-------- Information shown --------
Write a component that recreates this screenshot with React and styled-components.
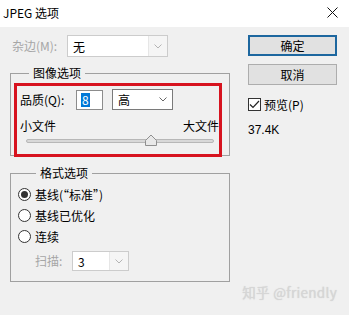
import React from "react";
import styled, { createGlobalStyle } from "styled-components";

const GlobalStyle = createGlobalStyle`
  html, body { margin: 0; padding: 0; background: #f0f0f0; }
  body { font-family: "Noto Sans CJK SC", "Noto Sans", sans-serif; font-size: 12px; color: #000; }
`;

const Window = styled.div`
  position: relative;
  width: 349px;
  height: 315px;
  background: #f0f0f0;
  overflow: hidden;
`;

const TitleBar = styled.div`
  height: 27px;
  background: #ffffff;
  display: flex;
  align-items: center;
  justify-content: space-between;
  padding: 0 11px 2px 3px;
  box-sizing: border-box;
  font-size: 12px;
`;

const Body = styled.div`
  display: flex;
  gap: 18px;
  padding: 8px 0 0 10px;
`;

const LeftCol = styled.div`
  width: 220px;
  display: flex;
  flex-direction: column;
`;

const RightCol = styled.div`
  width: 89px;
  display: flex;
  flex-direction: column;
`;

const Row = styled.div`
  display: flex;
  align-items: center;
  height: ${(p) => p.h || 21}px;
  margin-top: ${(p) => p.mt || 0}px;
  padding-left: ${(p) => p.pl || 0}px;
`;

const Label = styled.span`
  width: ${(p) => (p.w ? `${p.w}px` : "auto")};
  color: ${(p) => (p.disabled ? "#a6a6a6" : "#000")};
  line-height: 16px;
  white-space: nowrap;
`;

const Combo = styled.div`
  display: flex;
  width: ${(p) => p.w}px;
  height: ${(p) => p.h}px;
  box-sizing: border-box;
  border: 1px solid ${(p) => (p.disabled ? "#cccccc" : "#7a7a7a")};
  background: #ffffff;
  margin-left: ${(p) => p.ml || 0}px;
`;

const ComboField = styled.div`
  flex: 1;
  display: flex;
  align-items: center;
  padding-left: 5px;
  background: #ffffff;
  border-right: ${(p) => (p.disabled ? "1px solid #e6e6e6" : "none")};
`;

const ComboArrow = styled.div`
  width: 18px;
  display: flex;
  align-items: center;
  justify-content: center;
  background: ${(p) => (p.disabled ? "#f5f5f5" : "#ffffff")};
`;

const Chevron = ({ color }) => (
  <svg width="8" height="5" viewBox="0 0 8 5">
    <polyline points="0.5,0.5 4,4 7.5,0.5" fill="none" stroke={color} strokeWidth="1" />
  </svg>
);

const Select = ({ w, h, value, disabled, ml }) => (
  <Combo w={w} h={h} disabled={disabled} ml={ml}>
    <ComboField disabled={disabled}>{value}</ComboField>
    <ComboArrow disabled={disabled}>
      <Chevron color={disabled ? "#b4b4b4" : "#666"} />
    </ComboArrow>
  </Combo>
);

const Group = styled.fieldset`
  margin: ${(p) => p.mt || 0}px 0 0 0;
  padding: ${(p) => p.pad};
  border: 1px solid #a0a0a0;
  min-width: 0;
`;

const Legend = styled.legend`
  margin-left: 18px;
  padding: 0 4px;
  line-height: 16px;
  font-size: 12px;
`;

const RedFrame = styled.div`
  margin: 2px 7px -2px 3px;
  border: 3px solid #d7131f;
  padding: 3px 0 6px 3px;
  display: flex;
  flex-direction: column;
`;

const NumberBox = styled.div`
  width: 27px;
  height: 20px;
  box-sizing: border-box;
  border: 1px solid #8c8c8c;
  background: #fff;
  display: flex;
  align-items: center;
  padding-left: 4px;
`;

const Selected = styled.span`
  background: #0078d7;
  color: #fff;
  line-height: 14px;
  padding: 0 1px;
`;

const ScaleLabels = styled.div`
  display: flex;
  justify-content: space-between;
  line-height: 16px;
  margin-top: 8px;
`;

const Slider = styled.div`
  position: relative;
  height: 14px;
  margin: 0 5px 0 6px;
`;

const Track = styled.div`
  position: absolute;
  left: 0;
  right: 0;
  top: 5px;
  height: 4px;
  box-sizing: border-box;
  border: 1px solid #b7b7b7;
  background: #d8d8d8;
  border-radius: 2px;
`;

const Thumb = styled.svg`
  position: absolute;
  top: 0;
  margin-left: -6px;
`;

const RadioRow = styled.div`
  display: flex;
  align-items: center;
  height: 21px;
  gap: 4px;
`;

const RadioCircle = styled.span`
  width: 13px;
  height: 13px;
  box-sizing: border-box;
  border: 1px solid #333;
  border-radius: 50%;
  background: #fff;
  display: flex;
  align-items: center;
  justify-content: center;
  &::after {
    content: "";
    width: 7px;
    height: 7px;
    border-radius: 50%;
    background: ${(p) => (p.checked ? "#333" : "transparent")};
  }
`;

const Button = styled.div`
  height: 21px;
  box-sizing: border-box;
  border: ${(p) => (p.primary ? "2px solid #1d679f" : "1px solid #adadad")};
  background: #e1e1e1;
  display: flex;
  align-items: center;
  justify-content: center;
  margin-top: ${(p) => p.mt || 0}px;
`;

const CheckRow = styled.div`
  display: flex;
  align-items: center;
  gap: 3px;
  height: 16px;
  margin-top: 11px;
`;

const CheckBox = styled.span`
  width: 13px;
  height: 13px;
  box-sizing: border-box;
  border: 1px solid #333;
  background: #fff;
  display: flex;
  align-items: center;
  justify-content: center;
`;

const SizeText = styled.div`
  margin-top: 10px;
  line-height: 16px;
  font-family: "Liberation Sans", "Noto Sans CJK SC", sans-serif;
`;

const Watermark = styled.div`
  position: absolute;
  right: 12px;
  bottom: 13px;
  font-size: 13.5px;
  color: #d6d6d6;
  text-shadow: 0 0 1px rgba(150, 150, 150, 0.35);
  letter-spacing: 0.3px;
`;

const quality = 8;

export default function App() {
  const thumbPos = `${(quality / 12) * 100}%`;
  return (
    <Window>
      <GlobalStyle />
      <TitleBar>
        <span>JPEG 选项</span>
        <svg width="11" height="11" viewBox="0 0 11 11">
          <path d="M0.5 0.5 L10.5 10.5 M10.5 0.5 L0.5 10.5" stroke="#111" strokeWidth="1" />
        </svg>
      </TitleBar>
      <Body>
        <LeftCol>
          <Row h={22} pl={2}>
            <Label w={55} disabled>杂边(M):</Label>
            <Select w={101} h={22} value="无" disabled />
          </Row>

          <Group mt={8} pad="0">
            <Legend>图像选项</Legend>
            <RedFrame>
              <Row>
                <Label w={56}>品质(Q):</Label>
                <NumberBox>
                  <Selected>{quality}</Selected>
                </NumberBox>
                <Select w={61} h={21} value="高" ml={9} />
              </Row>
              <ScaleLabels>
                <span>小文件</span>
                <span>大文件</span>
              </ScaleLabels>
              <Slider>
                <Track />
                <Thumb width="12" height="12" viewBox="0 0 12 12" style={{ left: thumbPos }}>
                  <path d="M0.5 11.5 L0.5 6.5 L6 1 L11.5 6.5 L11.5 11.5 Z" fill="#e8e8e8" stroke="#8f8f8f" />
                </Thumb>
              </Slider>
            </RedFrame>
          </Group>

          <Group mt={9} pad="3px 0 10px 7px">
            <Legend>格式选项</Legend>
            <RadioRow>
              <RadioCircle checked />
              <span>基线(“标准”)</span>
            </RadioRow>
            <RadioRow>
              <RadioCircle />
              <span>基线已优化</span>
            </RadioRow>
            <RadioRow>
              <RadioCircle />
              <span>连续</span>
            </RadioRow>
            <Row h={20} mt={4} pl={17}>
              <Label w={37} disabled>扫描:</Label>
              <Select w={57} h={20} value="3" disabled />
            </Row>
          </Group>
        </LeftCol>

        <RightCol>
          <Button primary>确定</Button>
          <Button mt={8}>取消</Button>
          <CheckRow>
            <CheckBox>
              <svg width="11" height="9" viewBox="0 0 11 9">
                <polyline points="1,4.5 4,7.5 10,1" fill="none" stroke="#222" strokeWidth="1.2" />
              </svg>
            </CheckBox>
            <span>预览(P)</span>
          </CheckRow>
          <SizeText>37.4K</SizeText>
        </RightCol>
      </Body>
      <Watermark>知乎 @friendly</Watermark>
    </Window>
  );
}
--------
Exercise
Pick out each line containing the string "components" and copy it.

Answer to the task
Write a component that recreates this screenshot with React and styled-components.
import styled, { createGlobalStyle } from "styled-components";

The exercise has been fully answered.